According to Bomani Jones, anyone that watched the segment in full would have heard him clearly state that Sanders going from Jackson to Boulder does not make him a sellout. However, he knows that not everyone watched the segment in full, most probably just watched the two-minute Twitter clip.
Bryant added that there are a lot of people that probably saw it at the gym or on TV at an airport with no sound. Jones acknowledged that was true and it doesn’t help that the phrase “Sellout?” was written on the screen. Still, Jones characterized some of the blowback on social media as wild.

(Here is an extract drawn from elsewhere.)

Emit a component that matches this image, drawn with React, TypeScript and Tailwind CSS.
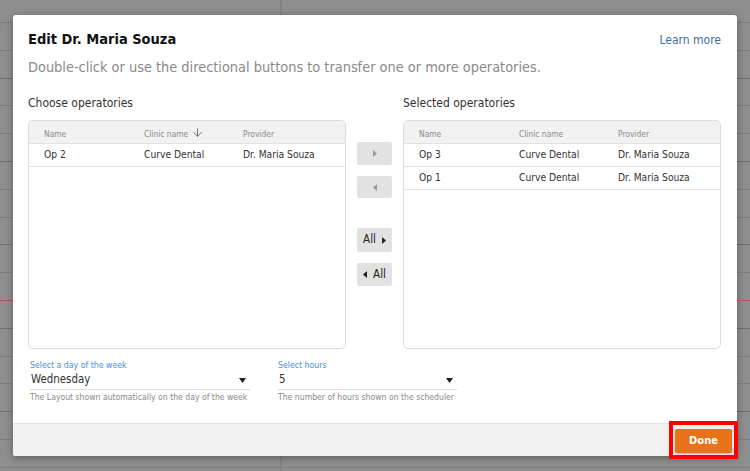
import { ArrowDown } from 'lucide-react';

const left = [{ name: 'Op 2', clinic: 'Curve Dental', provider: 'Dr. Maria Souza' }];
const right = [
  { name: 'Op 3', clinic: 'Curve Dental', provider: 'Dr. Maria Souza' },
  { name: 'Op 1', clinic: 'Curve Dental', provider: 'Dr. Maria Souza' },
];

type Row = { name: string; clinic: string; provider: string };

function Tri({ dir, dark }: { dir: 'l' | 'r'; dark?: boolean }) {
  return (
    <svg width="4" height="7" viewBox="0 0 4 7" className={dark ? 'fill-[#222]' : 'fill-[#9a9a9a]'}>
      {dir === 'r' ? <path d="M0 0 L4 3.5 L0 7 Z" /> : <path d="M4 0 L0 3.5 L4 7 Z" />}
    </svg>
  );
}

function Table({ rows, sorted }: { rows: Row[]; sorted?: boolean }) {
  return (
    <div className="w-[318px] h-[229px] border border-[#dcdcdc] rounded-[5px] overflow-hidden bg-white">
      <div className="flex items-center h-[23px] pt-[4px] bg-[#f2f2f2] border-b border-[#e2e2e2] pl-[15px] text-[8.4px] text-[#8a8a8a]">
        <div className="w-[100px]">Name</div>
        <div className="w-[99px] flex items-center gap-[3px]">
          Clinic name
          {sorted && <ArrowDown size={13} strokeWidth={1.5} className="text-[#555] -mt-[3px]" />}
        </div>
        <div>Provider</div>
      </div>
      {rows.map((r) => (
        <div key={r.name} className="flex items-center h-[23px] border-b border-[#e2e2e2] pl-[15px] text-[10.2px] text-[#333]">
          <div className="w-[100px]">{r.name}</div>
          <div className="w-[99px]">{r.clinic}</div>
          <div>{r.provider}</div>
        </div>
      ))}
    </div>
  );
}

function Select({ label, value, help, width }: { label: string; value: string; help: string; width: string }) {
  return (
    <div className={`${width} flex flex-col`}>
      <div className="text-[8.7px] leading-[12px] text-[#4a8fe0]">{label}</div>
      <div className="flex items-center justify-between h-[19px] border-b border-[#dedede] pl-[1px] pr-[4px]">
        <span className="text-[11.4px] text-[#333]">{value}</span>
        <svg width="7" height="5" viewBox="0 0 7 5" className="fill-[#222]">
          <path d="M0 0 H7 L3.5 5 Z" />
        </svg>
      </div>
      <div className="whitespace-nowrap text-[8.6px] leading-[14px] text-[#8a8a8a]">{help}</div>
    </div>
  );
}

export default function App() {
  const lines = Array.from({ length: 16 });
  return (
    <div className="relative w-[750px] h-[471px] overflow-hidden bg-[#8f8f8f]" style={{ fontFamily: '"DejaVu Sans Condensed", "DejaVu Sans", Verdana, sans-serif' }}>
      {/* scheduler behind the overlay */}
      <div className="flex flex-col">
        <div className="h-[23px] border-b border-[#7c7c7c]" />
        {lines.map((_, i) => (
          <div
            key={i}
            className={`h-[27.8px] border-b ${i === 9 ? 'border-[#b15a55]' : i % 3 === 1 ? 'border-[#6f6f6f]' : 'border-[#7e7e7e]'}`}
          />
        ))}
      </div>
      <div className="absolute top-0 left-[280px] w-[2px] h-full bg-[#848484]" />

      {/* modal */}
      <div className="absolute left-[13px] top-[15px] w-[724px] h-[441px] bg-white rounded-[3px] shadow-[0_2px_8px_rgba(0,0,0,0.35)] flex flex-col">
        <div className="flex-1 px-[15px] pt-[14px]">
          <div className="flex items-center justify-between">
            <h1 className="text-[14.5px] leading-[20px] font-bold text-[#111]">Edit Dr. Maria Souza</h1>
            <a className="text-[12px] text-[#3d6fa3] pr-[1px] mt-[2px]">Learn more</a>
          </div>
          <p className="mt-[8px] text-[14.4px] leading-[20px] text-[#8a8a8a]">
            Double-click or use the directional buttons to transfer one or more operatories.
          </p>

          <div className="flex mt-[19px]">
            <div className="flex flex-col">
              <div className="text-[12px] leading-[15px] text-[#333] mb-[9px]">Choose operatories</div>
              <Table rows={left} sorted />
            </div>
            <div className="w-[57px] flex flex-col items-center pt-[46px]">
              <button className="w-[35px] h-[23px] rounded-[2px] bg-[#e2e2e2] flex items-center justify-center">
                <Tri dir="r" />
              </button>
              <button className="mt-[11px] w-[35px] h-[22px] rounded-[2px] bg-[#e2e2e2] flex items-center justify-center">
                <Tri dir="l" />
              </button>
              <button className="mt-[30px] w-[35px] h-[24px] rounded-[2px] bg-[#e2e2e2] flex items-center justify-center gap-[6px] text-[11.5px] text-[#222]">
                All <Tri dir="r" dark />
              </button>
              <button className="mt-[11px] w-[35px] h-[23px] rounded-[2px] bg-[#e2e2e2] flex items-center justify-center gap-[6px] text-[11.5px] text-[#222]">
                <Tri dir="l" dark /> All
              </button>
            </div>
            <div className="flex flex-col">
              <div className="text-[12px] leading-[15px] text-[#333] mb-[9px]">Selected operatories</div>
              <Table rows={right} />
            </div>
          </div>

          <div className="flex gap-[28px] mt-[10px] pl-[2px]">
            <Select width="w-[220px]" label="Select a day of the week" value="Wednesday" help="The Layout shown automatically on the day of the week" />
            <Select width="w-[179px]" label="Select hours" value="5" help="The number of hours shown on the scheduler" />
          </div>
        </div>

        <div className="h-[33px] bg-[#f1f1f1] border-t border-[#e4e4e4] rounded-b-[3px] flex items-center justify-end mr-[-1px]">
          <div className="border-[4px] border-[#ff0000] p-[2px]">
            <button className="w-[57px] h-[24px] rounded-[2px] bg-[#e8731a] text-white text-[11px] font-semibold shadow-[0_1px_2px_rgba(0,0,0,0.25)]">
              Done
            </button>
          </div>
        </div>
      </div>
    </div>
  );
}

“Not just the bots, but a significant number of people who watched that clip have been like ‘the white man put you on TV to tear another black man down,’” he told Bryant. “I’m sitting there, Howard, and I’m like ‘Don’t you see these white people on this stage pushing back on me? Do you see Don Lemon pushing back on me?’.”
Bomani Jones is a graduate of the Atlanta-based HBCU Clark Atlanta University. Both of his parents are professors at HBCUs. He acknowledged that he is “of that world” and that did shape some earlier critiques and requests he had for Deion Sanders as Jackson State’s head coach.
“I was fairly poignant and strident in the criticism,” he said. “I have no problem acknowledging this, but it was always in the name of Black folks and this Black institution that I think has done so much not just for Black people, but honestly for America. The response was ‘why can’t he go get his money?’ but somehow I’m the one doing the work for the white man?”